How narrow is the bug? llama.cpp's kernel test suite (test-backend-ops, synthetic tensors, no
model) on Vulkan0: 947/947 MUL_MAT tests pass vs the CPU reference, and the broad
sweep surfaced zero numerical failures — unimplemented ops merely report not supported → CPU
fallback. So the corruption is not a general matmul defect; it is narrow (the untested very-large
output shape, or an op fallback in the head), which makes it the kind of bug that gets fixed upstream — after
which a ~2× GPU path opens. That is a research/upstream effort, not a config flag.

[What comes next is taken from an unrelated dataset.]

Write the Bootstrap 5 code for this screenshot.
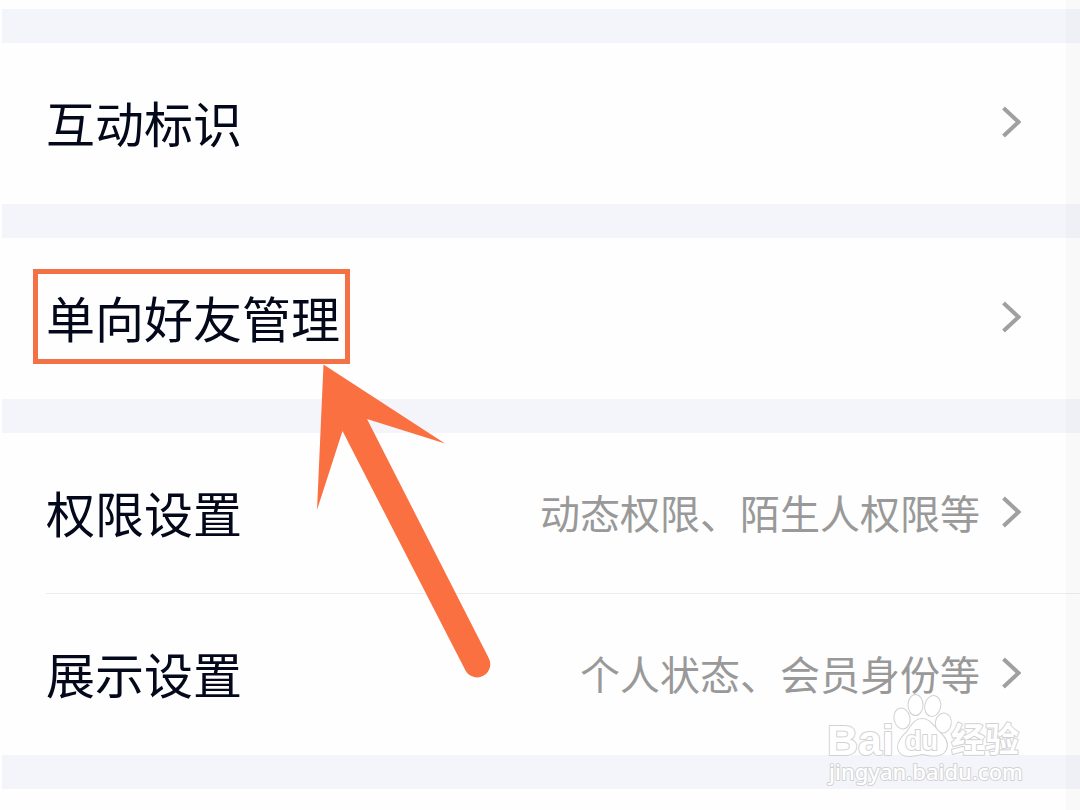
<!DOCTYPE html>
<html lang="zh-CN">
<head>
<meta charset="utf-8">
<meta name="viewport" content="width=device-width, initial-scale=1">
<title>设置</title>
<link href="https://cdn.jsdelivr.net/npm/bootstrap@5.3.0/dist/css/bootstrap.min.css" rel="stylesheet">
<style>
  body { font-family: "Noto Sans CJK SC", sans-serif; background: #fefefe; color: #03081a; }
  .settings-page { padding-top: 9px; padding-left: 2px; min-height: 100vh; overflow: hidden; }
  .edge-shade { top: 0; right: 0; bottom: 0; width: 14px; background: rgba(90, 80, 100, .03); }
  .settings-group { border-top: 34px solid #f4f5fa; }
  .settings-row { height: 161px; padding: 0 59px 4px 44px; color: inherit; font-size: 49px; line-height: 72px; }
  .settings-row > * { position: relative; }
  .settings-group li + li .settings-row::before { content: ""; position: absolute; top: -1px; left: 44px; right: 0; height: 1px; background: #ebedf0; }
  .row-hint { color: #999; font-size: 40px; line-height: 60px; }
  .chevron { width: 20px; height: 32px; margin-left: 21px; }
  .callout-box { top: -12px; left: -13px; right: -10px; height: 95px; border: 5px solid #f47145; }
  .callout-arrow { left: 315px; top: 363px; width: 180px; height: 316px; }
  .watermark { right: 52px; top: 692px; width: 204px; height: 98px; }
  .wm-text { font-family: "Liberation Sans", "Noto Sans CJK SC", sans-serif; font-weight: 700; }
</style>
</head>
<body>
<main class="settings-page position-relative">
  <ul class="settings-group list-unstyled m-0">
    <li class="position-relative">
      <a href="#" class="settings-row d-flex align-items-center text-decoration-none"><span class="me-auto">互动标识</span>
        <svg class="chevron" viewBox="0 0 20 32" aria-hidden="true"><path d="M2.5 2L17.500 16L2.500 30" fill="none" stroke="#a0a0a0" stroke-width="4"/></svg></a>
    </li>
  </ul>
  <ul class="settings-group list-unstyled m-0">
    <li class="position-relative">
      <a href="#" class="settings-row d-flex align-items-center text-decoration-none"><span class="me-auto">单向好友管理<i class="callout-box position-absolute"></i></span>
        <svg class="chevron" viewBox="0 0 20 32" aria-hidden="true"><path d="M2.5 2L17.500 16L2.500 30" fill="none" stroke="#a0a0a0" stroke-width="4"/></svg></a>
    </li>
  </ul>
  <ul class="settings-group list-unstyled m-0">
    <li class="position-relative">
      <a href="#" class="settings-row d-flex align-items-center text-decoration-none"><span class="me-auto">权限设置</span><span class="row-hint">动态权限、陌生人权限等</span>
        <svg class="chevron" viewBox="0 0 20 32" aria-hidden="true"><path d="M2.5 2L17.500 16L2.500 30" fill="none" stroke="#a0a0a0" stroke-width="4"/></svg></a>
    </li>
    <li class="position-relative">
      <a href="#" class="settings-row d-flex align-items-center text-decoration-none"><span class="me-auto">展示设置</span><span class="row-hint">个人状态、会员身份等</span>
        <svg class="chevron" viewBox="0 0 20 32" aria-hidden="true"><path d="M2.5 2L17.500 16L2.500 30" fill="none" stroke="#a0a0a0" stroke-width="4"/></svg></a>
    </li>
  </ul>
  <div class="settings-group"></div>
  <div class="edge-shade position-absolute"></div>
  <svg class="callout-arrow position-absolute" viewBox="315 363 180 316" aria-hidden="true">
    <path d="M323.500 364.500L445 443.500L367 419L488.700 658A13 13 0 0 1 465.500 670.500L342.500 431L317 510Z" fill="#fa7040"/>
  </svg>
  <svg class="watermark position-absolute" viewBox="824 692 204 98" role="img" aria-label="Baidu 经验">
    <g fill="#fff" stroke="#d2d2d4" stroke-width="2" stroke-linejoin="round" paint-order="stroke">
      <g class="wm-text">
        <text x="827" y="755" font-size="43">Bai</text>
        <text x="951" y="752" font-size="34">经验</text>
      </g>
      <ellipse cx="902" cy="718.500" rx="7.500" ry="10" transform="rotate(-12 902 718.500)"/>
      <ellipse cx="915.500" cy="705" rx="7" ry="10"/>
      <ellipse cx="932.700" cy="706" rx="7.500" ry="10" transform="rotate(12 932.700 706)"/>
      <ellipse cx="943.300" cy="723" rx="7.500" ry="9.500" transform="rotate(10 943.300 723)"/>
      <path d="M922 719C930 719 934 727 939 732C946 738 949 745 945 751C941 757 932 756 922 754C912 756 903 758 899 751C896 744 901 738 907 732C911 727 914 719 922 719Z"/>
      <text class="wm-text" x="905" y="750" font-size="27">du</text>
      <text x="829" y="780" font-size="22" font-family="Noto Sans" font-weight="500">jingyan.baidu.com</text>
    </g>
  </svg>
</main>
<script src="https://cdn.jsdelivr.net/npm/bootstrap@5.3.0/dist/js/bootstrap.bundle.min.js"></script>
</body>
</html>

| lever | uses 96 GB? | expected | status |
|---|---|---|---|
| Append-only / KV-stable context | yes (262K ctx ≈ 5 GB KV) | 4–10× prefill, runtime-agnostic | next-run A/B (accuracy) |
| Terminal slots + state checkpoint | yes (bounded 3-img KV) | constant ~6k/step (vs 8–27k) | buildable now (--ctx-checkpoints); A/B |
--cache-reuse | — | — | ruled out (inert + unsound) |
| iGPU Vulkan offload | weights+KV in unified mem | ~2× end-to-end | blocked (2 kernel bugs) |
| Continuous batching | yes (4× context) | ~1.8–2.5× throughput (B2–3) | needs parallel runner |
The actionable, hardware-agnostic win is KV-cache management: the OSWorld prefill wall is a quadratic artifact of in-place screenshot eviction, and the 96 GB unified memory — combined with the hybrid model's tiny KV footprint — makes an append-only, never-evict context affordable, turning the wall linear. The iGPU has the throughput to add a further ~2×, gated on two specific, now-localized llama.cpp/Mesa correctness bugs. Measured on the live NUC16 run; the replication itself is left untouched.